* [SOURCE DATA]:
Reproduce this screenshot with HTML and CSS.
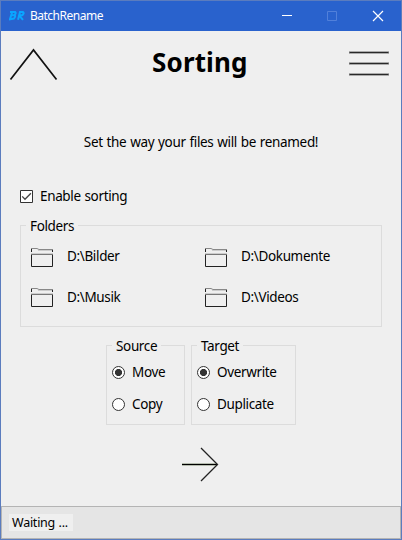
FILE: index.html
```
<!DOCTYPE html>
<html lang="en">
<head>
<meta charset="utf-8">
<title>BatchRename</title>
<link rel="stylesheet" href="styles.css">
</head>
<body>
<svg width="0" height="0" class="defs">
  <symbol id="folder" viewBox="0 0 24 22">
    <path d="M1.5 5V1.5M22.5 5V2" stroke="#222" fill="none"/>
    <path d="M1 1.5H7L9 2.5H23" stroke="#888" fill="none"/>
    <path d="M8 3.5H22" stroke="#ccc" fill="none"/>
    <path d="M1.5 7V19.5H22.5V7" stroke="#222" fill="none"/>
    <path d="M1 6.5H23" stroke="#ccc" fill="none"/>
    <path d="M1 7.5H23" stroke="#777" fill="none"/>
  </symbol>
</svg>
<div class="window">
  <header class="titlebar">
    <svg class="logo" width="16" height="12" viewBox="0 0 16 12" fill="none" stroke="#0aa5ff" stroke-width="2"><path d="M1 2H6.2Q7.500 3 5.500 5L3 5.200M5.500 5Q7 6 5 8.500L1 9.200L3.200 2M9 9.800L11 2H14Q15.500 3 13.500 5L10.500 5.800L14 9.800"/></svg>
    <span class="app-name">BatchRename</span>
    <svg class="controls" width="104" height="12" viewBox="0 0 104 12" fill="none"><path d="M1 5.500H11" stroke="#fff"/><path d="M46.500 1.500H55.500V10.500H46.500Z" stroke="#5180da"/><path d="M92 1L102 11M102 1L92 11" stroke="#fff" stroke-width="1.200"/></svg>
  </header>
  <div class="heading">
    <svg width="50" height="34" viewBox="0 0 50 34" fill="none" stroke="#111" stroke-width="1.700"><path d="M1.500 31.500L24.500 2L47.500 31.500"/></svg>
    <h1>Sorting</h1>
    <svg class="menu" width="42" height="28" viewBox="0 0 42 28" fill="none"><path d="M1 3.500H41M1 14.500H41M1 25.500H41" stroke="#aaa" stroke-width="3"/><path d="M1.500 3.500H40.500M1.500 14.500H40.500M1.500 25.500H40.500" stroke="#282828"/></svg>
  </div>
  <p class="intro"><span>Set the way your files will be renamed!</span></p>
  <div class="enable">
    <svg width="13" height="13" viewBox="0 0 13 13"><path d="M.5 .5H12.500V12.500H.5Z" fill="#fff" stroke="#333"/><path d="M2.200 6.400L5 9.300L10.900 3.300" fill="none" stroke="#444" stroke-width="1.300"/></svg>
    <span>Enable sorting</span>
  </div>
  <section class="group folders">
    <h2>Folders</h2>
    <div class="folder-grid">
      <div class="folder"><svg width="24" height="22"><use href="#folder"/></svg><span>D:\Bilder</span></div>
      <div class="folder"><svg width="24" height="22"><use href="#folder"/></svg><span>D:\Dokumente</span></div>
      <div class="folder lower"><svg width="24" height="22"><use href="#folder"/></svg><span>D:\Musik</span></div>
      <div class="folder lower"><svg width="24" height="22"><use href="#folder"/></svg><span>D:\Videos</span></div>
    </div>
  </section>
  <div class="options">
    <section class="group source">
      <h2>Source</h2>
      <div class="radio"><i class="dot on"></i><span>Move</span></div>
      <div class="radio"><i class="dot"></i><span>Copy</span></div>
    </section>
    <section class="group target">
      <h2>Target</h2>
      <div class="radio"><i class="dot on"></i><span>Overwrite</span></div>
      <div class="radio"><i class="dot"></i><span>Duplicate</span></div>
    </section>
  </div>
  <div class="next"><svg width="40" height="36" viewBox="0 0 40 36" fill="none"><path d="M2 17.500H37" stroke="#b4bbae" stroke-width="3"/><path d="M2 17.500H38" stroke="#000" stroke-width="1.200"/><path d="M21 1L37.500 17.500L21 34" stroke="#222" stroke-width="1.300"/></svg></div>
  <footer class="status"><span>Waiting ...</span></footer>
</div>
</body>
</html>
```
FILE: styles.css
```
* { box-sizing: border-box; }
body { margin: 0; font: 13.5px/20px "Noto Sans", "Open Sans", sans-serif; letter-spacing: -0.35px; word-spacing: 0.6px; color: #000; }
.defs { display: block; position: absolute; }
svg { display: block; flex: none; }
span { white-space: nowrap; }
.window { width: 402px; height: 540px; border: 1px solid #5b7cbe; background: #efefef; display: flex; flex-direction: column; overflow: hidden; }
.titlebar { height: 30px; flex: none; background: #2962cd; display: flex; align-items: center; padding: 0 16px 0 8px; color: #fff; font-size: 12px; letter-spacing: -0.5px; }
.app-name { margin-left: 5px; }
.controls { margin-left: auto; }
.heading { height: 64px; flex: none; display: flex; align-items: center; padding: 3px 11px 0 8px; }
h1 { margin: 0 0 0 93px; font-size: 26px; line-height: 36px; font-weight: 700; letter-spacing: 0.15px; padding-bottom: 6px; }
.menu { margin: 0 0 4px auto; }
.intro { margin: 37px 0 0; height: 20px; text-align: center; letter-spacing: -0.33px; }
.enable { margin: 34px 0 0 19px; height: 20px; display: flex; align-items: center; gap: 7px; }
.group { border: 1px solid #dcdcdc; flex: none; }
h2 { margin: -10px 0 0 5px; padding: 0 4px; width: max-content; background: #efefef; font-size: 13.5px; line-height: 20px; font-weight: 400; }
.folders { margin: 19px 19px 0; height: 102px; }
.folder-grid { display: grid; grid-template-columns: 174px 174px; grid-template-rows: 41px 41px; padding: 0 0 0 9px; }
.folder { display: flex; align-items: center; gap: 13px; }
.folder svg { margin-top: 2px; }
.folder.lower svg { margin-top: 0; }
.folder span { padding-bottom: 2px; }
.options { display: flex; gap: 6px; margin: 18px 0 0 105px; height: 80px; flex: none; }
.source { width: 79px; height: 80px; }
.target { width: 105px; height: 80px; }
.radio { height: 32px; display: flex; align-items: center; gap: 7px; padding-left: 5px; }
.dot { width: 13px; height: 13px; border: 1px solid #333; border-radius: 50%; background: #fff; flex: none; }
.dot.on { background: radial-gradient(circle, #333 0 3.2px, #fff 3.900px); }
.next { margin: 22px 0 0 179px; height: 36px; }
.status { margin-top: auto; height: 33px; flex: none; background: #e5e5e5; border: 1px solid #b4b4b4; display: flex; align-items: center; padding-left: 7px; font-size: 12.5px; letter-spacing: -0.25px; }
.status span { background: #efefef; line-height: 17px; padding: 0 3px; width: 64px; }
```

* [STATED TASK]: Word for word, quote the lines above. Omit the pictures.

* [RESPONSE TO THE EXERCISE]:
Reproduce this screenshot with HTML and CSS.
FILE: index.html
```
<!DOCTYPE html>
<html lang="en">
<head>
<meta charset="utf-8">
<title>BatchRename</title>
<link rel="stylesheet" href="styles.css">
</head>
<body>
<svg width="0" height="0" class="defs">
  <symbol id="folder" viewBox="0 0 24 22">
    <path d="M1.5 5V1.5M22.5 5V2" stroke="#222" fill="none"/>
    <path d="M1 1.5H7L9 2.5H23" stroke="#888" fill="none"/>
    <path d="M8 3.5H22" stroke="#ccc" fill="none"/>
    <path d="M1.5 7V19.5H22.5V7" stroke="#222" fill="none"/>
    <path d="M1 6.5H23" stroke="#ccc" fill="none"/>
    <path d="M1 7.5H23" stroke="#777" fill="none"/>
  </symbol>
</svg>
<div class="window">
  <header class="titlebar">
    <svg class="logo" width="16" height="12" viewBox="0 0 16 12" fill="none" stroke="#0aa5ff" stroke-width="2"><path d="M1 2H6.2Q7.500 3 5.500 5L3 5.200M5.500 5Q7 6 5 8.500L1 9.200L3.200 2M9 9.800L11 2H14Q15.500 3 13.500 5L10.500 5.800L14 9.800"/></svg>
    <span class="app-name">BatchRename</span>
    <svg class="controls" width="104" height="12" viewBox="0 0 104 12" fill="none"><path d="M1 5.500H11" stroke="#fff"/><path d="M46.500 1.500H55.500V10.500H46.500Z" stroke="#5180da"/><path d="M92 1L102 11M102 1L92 11" stroke="#fff" stroke-width="1.200"/></svg>
  </header>
  <div class="heading">
    <svg width="50" height="34" viewBox="0 0 50 34" fill="none" stroke="#111" stroke-width="1.700"><path d="M1.500 31.500L24.500 2L47.500 31.500"/></svg>
    <h1>Sorting</h1>
    <svg class="menu" width="42" height="28" viewBox="0 0 42 28" fill="none"><path d="M1 3.500H41M1 14.500H41M1 25.500H41" stroke="#aaa" stroke-width="3"/><path d="M1.500 3.500H40.500M1.500 14.500H40.500M1.500 25.500H40.500" stroke="#282828"/></svg>
  </div>
  <p class="intro"><span>Set the way your files will be renamed!</span></p>
  <div class="enable">
    <svg width="13" height="13" viewBox="0 0 13 13"><path d="M.5 .5H12.500V12.500H.5Z" fill="#fff" stroke="#333"/><path d="M2.200 6.400L5 9.300L10.900 3.300" fill="none" stroke="#444" stroke-width="1.300"/></svg>
    <span>Enable sorting</span>
  </div>
  <section class="group folders">
    <h2>Folders</h2>
    <div class="folder-grid">
      <div class="folder"><svg width="24" height="22"><use href="#folder"/></svg><span>D:\Bilder</span></div>
      <div class="folder"><svg width="24" height="22"><use href="#folder"/></svg><span>D:\Dokumente</span></div>
      <div class="folder lower"><svg width="24" height="22"><use href="#folder"/></svg><span>D:\Musik</span></div>
      <div class="folder lower"><svg width="24" height="22"><use href="#folder"/></svg><span>D:\Videos</span></div>
    </div>
  </section>
  <div class="options">
    <section class="group source">
      <h2>Source</h2>
      <div class="radio"><i class="dot on"></i><span>Move</span></div>
      <div class="radio"><i class="dot"></i><span>Copy</span></div>
    </section>
    <section class="group target">
      <h2>Target</h2>
      <div class="radio"><i class="dot on"></i><span>Overwrite</span></div>
      <div class="radio"><i class="dot"></i><span>Duplicate</span></div>
    </section>
  </div>
  <div class="next"><svg width="40" height="36" viewBox="0 0 40 36" fill="none"><path d="M2 17.500H37" stroke="#b4bbae" stroke-width="3"/><path d="M2 17.500H38" stroke="#000" stroke-width="1.200"/><path d="M21 1L37.500 17.500L21 34" stroke="#222" stroke-width="1.300"/></svg></div>
  <footer class="status"><span>Waiting ...</span></footer>
</div>
</body>
</html>
```
FILE: styles.css
```
* { box-sizing: border-box; }
body { margin: 0; font: 13.5px/20px "Noto Sans", "Open Sans", sans-serif; letter-spacing: -0.35px; word-spacing: 0.6px; color: #000; }
.defs { display: block; position: absolute; }
svg { display: block; flex: none; }
span { white-space: nowrap; }
.window { width: 402px; height: 540px; border: 1px solid #5b7cbe; background: #efefef; display: flex; flex-direction: column; overflow: hidden; }
.titlebar { height: 30px; flex: none; background: #2962cd; display: flex; align-items: center; padding: 0 16px 0 8px; color: #fff; font-size: 12px; letter-spacing: -0.5px; }
.app-name { margin-left: 5px; }
.controls { margin-left: auto; }
.heading { height: 64px; flex: none; display: flex; align-items: center; padding: 3px 11px 0 8px; }
h1 { margin: 0 0 0 93px; font-size: 26px; line-height: 36px; font-weight: 700; letter-spacing: 0.15px; padding-bottom: 6px; }
.menu { margin: 0 0 4px auto; }
.intro { margin: 37px 0 0; height: 20px; text-align: center; letter-spacing: -0.33px; }
.enable { margin: 34px 0 0 19px; height: 20px; display: flex; align-items: center; gap: 7px; }
.group { border: 1px solid #dcdcdc; flex: none; }
h2 { margin: -10px 0 0 5px; padding: 0 4px; width: max-content; background: #efefef; font-size: 13.5px; line-height: 20px; font-weight: 400; }
.folders { margin: 19px 19px 0; height: 102px; }
.folder-grid { display: grid; grid-template-columns: 174px 174px; grid-template-rows: 41px 41px; padding: 0 0 0 9px; }
.folder { display: flex; align-items: center; gap: 13px; }
.folder svg { margin-top: 2px; }
.folder.lower svg { margin-top: 0; }
.folder span { padding-bottom: 2px; }
.options { display: flex; gap: 6px; margin: 18px 0 0 105px; height: 80px; flex: none; }
.source { width: 79px; height: 80px; }
.target { width: 105px; height: 80px; }
.radio { height: 32px; display: flex; align-items: center; gap: 7px; padding-left: 5px; }
.dot { width: 13px; height: 13px; border: 1px solid #333; border-radius: 50%; background: #fff; flex: none; }
.dot.on { background: radial-gradient(circle, #333 0 3.2px, #fff 3.900px); }
.next { margin: 22px 0 0 179px; height: 36px; }
.status { margin-top: auto; height: 33px; flex: none; background: #e5e5e5; border: 1px solid #b4b4b4; display: flex; align-items: center; padding-left: 7px; font-size: 12.5px; letter-spacing: -0.25px; }
.status span { background: #efefef; line-height: 17px; padding: 0 3px; width: 64px; }
```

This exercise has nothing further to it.